**INPUT MATERIAL**

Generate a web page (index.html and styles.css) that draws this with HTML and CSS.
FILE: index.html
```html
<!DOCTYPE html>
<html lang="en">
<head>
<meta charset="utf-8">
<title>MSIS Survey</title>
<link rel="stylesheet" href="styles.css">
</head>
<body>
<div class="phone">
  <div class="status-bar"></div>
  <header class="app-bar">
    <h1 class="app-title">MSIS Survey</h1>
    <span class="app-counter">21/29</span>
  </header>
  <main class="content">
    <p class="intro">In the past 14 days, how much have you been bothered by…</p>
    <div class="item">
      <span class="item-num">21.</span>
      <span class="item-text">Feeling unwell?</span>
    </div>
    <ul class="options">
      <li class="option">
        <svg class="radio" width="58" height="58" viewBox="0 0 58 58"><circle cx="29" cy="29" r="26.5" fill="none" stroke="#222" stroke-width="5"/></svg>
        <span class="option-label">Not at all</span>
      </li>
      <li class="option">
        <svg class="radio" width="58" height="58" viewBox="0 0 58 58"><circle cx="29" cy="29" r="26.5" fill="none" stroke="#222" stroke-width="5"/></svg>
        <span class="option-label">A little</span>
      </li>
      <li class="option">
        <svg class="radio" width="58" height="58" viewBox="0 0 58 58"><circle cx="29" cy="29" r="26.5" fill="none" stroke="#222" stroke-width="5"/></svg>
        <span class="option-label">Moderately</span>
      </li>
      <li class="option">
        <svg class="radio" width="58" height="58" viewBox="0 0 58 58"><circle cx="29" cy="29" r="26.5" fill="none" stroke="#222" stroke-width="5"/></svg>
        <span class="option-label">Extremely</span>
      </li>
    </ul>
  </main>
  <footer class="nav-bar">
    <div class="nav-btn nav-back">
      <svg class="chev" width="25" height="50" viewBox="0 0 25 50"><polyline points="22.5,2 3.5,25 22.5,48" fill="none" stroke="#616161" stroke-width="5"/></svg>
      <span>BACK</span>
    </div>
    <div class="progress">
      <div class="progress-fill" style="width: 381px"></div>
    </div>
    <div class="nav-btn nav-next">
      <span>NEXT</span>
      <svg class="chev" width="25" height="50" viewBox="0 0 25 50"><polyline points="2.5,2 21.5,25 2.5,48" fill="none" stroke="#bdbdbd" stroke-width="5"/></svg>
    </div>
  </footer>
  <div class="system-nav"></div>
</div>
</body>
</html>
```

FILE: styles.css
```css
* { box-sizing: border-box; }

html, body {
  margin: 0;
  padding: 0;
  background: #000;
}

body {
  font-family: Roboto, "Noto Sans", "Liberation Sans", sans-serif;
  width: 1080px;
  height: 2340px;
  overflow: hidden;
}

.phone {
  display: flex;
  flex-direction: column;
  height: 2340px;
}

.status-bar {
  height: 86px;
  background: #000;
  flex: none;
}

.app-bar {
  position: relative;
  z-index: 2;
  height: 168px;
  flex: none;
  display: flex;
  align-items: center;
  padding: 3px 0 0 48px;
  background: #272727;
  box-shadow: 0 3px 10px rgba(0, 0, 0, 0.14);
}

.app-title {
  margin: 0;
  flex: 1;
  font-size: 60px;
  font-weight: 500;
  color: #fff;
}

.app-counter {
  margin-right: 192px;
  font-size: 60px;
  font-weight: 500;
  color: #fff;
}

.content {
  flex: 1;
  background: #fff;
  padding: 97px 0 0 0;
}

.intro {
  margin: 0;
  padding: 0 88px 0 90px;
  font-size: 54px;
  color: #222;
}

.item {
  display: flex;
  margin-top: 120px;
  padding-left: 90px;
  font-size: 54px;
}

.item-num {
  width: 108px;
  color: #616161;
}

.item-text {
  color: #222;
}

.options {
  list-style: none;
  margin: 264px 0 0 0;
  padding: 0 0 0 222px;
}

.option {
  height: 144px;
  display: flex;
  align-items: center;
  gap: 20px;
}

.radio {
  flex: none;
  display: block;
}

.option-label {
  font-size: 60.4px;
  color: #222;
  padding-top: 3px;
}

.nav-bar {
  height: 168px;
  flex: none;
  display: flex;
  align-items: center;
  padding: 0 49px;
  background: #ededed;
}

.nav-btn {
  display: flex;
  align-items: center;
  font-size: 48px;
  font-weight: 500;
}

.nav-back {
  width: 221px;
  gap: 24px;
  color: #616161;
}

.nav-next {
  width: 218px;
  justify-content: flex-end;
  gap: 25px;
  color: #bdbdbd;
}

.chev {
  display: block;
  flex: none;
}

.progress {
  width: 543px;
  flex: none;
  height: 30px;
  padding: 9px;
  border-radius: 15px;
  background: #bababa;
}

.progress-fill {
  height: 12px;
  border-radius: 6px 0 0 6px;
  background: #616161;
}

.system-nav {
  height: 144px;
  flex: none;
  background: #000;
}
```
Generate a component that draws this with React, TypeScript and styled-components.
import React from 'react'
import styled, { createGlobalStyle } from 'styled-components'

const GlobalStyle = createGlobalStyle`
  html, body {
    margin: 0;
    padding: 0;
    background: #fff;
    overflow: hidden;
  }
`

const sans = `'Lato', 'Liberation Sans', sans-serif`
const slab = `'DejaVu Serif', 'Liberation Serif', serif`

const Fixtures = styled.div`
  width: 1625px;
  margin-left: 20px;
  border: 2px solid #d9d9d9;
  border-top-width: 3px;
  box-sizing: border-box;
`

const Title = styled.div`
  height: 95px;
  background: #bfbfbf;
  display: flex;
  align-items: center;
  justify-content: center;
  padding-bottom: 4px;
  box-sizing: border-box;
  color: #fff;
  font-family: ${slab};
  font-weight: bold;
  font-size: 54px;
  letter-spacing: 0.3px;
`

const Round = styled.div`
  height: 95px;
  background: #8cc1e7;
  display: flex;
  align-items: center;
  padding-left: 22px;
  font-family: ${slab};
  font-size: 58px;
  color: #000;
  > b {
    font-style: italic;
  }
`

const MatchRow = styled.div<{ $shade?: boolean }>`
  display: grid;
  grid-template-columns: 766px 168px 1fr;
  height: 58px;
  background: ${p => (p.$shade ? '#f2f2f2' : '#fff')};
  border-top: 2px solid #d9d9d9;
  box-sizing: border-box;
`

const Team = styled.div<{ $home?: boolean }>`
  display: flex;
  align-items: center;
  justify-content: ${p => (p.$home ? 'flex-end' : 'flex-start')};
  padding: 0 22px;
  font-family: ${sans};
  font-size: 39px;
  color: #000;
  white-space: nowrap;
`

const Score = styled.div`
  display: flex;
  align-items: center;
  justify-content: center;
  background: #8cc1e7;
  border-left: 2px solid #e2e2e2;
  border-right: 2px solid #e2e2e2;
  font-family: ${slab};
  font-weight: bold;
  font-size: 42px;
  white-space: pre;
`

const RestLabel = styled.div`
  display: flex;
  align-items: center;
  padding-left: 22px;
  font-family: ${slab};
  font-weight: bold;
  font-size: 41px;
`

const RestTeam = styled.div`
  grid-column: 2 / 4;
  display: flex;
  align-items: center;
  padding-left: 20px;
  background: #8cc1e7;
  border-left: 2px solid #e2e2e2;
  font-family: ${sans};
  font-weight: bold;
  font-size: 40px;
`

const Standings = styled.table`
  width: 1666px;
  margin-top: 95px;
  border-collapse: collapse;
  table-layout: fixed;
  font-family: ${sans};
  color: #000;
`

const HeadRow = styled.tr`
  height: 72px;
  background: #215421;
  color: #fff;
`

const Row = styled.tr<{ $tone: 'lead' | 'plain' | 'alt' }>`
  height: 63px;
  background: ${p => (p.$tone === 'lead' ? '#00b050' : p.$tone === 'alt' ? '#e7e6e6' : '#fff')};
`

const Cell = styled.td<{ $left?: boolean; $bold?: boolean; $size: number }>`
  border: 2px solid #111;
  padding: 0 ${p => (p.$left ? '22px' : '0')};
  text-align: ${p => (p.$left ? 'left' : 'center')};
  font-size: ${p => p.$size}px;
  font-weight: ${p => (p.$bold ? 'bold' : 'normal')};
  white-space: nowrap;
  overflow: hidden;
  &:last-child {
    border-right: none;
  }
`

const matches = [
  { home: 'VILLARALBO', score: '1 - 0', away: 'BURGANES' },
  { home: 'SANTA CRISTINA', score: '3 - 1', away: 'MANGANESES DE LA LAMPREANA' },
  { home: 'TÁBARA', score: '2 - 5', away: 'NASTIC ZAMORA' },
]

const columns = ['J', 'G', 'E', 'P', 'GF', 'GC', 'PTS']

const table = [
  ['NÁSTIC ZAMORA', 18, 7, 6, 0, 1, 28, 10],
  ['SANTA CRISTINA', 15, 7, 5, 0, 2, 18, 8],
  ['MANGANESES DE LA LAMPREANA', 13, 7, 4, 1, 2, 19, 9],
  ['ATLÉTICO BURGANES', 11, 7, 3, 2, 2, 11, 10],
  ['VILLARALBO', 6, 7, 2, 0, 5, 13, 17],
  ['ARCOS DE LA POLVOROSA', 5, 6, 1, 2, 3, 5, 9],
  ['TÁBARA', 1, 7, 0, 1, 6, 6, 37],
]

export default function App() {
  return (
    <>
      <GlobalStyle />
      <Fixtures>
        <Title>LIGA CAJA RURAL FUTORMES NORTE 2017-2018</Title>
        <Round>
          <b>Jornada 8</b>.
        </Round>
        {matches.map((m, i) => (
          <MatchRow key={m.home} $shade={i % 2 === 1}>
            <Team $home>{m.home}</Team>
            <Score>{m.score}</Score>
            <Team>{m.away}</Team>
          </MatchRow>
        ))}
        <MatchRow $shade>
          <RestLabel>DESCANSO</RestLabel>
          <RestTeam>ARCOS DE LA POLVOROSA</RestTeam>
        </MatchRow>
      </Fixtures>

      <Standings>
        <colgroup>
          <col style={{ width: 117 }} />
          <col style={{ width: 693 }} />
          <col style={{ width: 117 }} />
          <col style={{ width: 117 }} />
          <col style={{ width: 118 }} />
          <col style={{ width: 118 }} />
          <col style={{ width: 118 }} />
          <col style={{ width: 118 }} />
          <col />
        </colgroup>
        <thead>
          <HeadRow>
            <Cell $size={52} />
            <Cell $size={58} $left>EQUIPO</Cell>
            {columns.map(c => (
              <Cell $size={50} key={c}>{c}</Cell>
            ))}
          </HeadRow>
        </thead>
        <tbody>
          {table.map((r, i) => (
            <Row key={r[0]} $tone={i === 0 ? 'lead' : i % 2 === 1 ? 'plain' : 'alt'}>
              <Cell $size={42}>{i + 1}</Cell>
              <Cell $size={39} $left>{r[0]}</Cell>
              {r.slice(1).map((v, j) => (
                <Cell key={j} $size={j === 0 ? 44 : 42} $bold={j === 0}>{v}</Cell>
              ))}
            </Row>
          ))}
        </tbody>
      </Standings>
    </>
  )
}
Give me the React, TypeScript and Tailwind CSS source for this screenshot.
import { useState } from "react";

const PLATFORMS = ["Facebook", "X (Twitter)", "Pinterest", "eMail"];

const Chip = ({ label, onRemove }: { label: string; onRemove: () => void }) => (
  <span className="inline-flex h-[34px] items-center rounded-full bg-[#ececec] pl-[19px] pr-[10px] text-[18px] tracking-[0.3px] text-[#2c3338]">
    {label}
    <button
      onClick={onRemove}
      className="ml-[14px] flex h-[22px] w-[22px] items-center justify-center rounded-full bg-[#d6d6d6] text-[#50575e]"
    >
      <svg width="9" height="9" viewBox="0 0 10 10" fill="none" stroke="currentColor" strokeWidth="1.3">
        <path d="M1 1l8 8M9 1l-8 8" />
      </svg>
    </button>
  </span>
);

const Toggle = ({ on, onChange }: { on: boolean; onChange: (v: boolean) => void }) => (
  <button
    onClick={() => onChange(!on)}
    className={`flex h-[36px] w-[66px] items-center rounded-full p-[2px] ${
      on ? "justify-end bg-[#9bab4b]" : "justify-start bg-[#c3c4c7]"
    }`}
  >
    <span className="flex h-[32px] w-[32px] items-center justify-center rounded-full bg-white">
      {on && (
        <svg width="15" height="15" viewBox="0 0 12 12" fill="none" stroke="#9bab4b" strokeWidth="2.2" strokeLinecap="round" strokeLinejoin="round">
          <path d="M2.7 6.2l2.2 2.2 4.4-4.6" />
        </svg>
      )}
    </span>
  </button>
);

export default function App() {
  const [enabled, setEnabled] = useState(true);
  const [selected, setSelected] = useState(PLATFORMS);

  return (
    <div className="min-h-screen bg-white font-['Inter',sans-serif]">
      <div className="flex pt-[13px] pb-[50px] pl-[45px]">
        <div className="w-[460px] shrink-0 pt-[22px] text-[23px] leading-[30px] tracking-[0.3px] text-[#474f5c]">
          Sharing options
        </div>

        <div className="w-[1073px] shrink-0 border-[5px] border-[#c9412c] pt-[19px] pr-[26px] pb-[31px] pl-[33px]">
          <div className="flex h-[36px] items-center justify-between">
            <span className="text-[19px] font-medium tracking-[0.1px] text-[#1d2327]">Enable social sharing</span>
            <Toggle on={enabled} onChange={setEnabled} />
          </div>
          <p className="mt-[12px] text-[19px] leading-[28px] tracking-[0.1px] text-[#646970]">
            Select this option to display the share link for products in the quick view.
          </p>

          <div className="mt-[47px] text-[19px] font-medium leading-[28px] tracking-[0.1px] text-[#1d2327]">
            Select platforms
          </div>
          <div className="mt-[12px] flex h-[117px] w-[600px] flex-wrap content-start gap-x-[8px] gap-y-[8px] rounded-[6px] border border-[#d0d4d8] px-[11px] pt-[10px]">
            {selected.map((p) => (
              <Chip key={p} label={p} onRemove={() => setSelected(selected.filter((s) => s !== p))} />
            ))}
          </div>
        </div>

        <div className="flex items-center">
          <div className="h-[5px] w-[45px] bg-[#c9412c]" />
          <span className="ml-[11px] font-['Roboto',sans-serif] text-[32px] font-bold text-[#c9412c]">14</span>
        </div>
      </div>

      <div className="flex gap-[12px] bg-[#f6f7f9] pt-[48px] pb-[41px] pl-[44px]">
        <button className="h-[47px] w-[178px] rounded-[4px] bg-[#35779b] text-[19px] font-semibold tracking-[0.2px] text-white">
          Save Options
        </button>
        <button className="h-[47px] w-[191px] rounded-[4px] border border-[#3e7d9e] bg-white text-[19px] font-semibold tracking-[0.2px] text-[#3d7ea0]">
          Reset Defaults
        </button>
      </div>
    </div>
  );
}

**SHORT PROBLEM**
Copy out every line of the data that includes "components".

**SOLVED PROBLEM**
Generate a component that draws this with React, TypeScript and styled-components.
import styled, { createGlobalStyle } from 'styled-components'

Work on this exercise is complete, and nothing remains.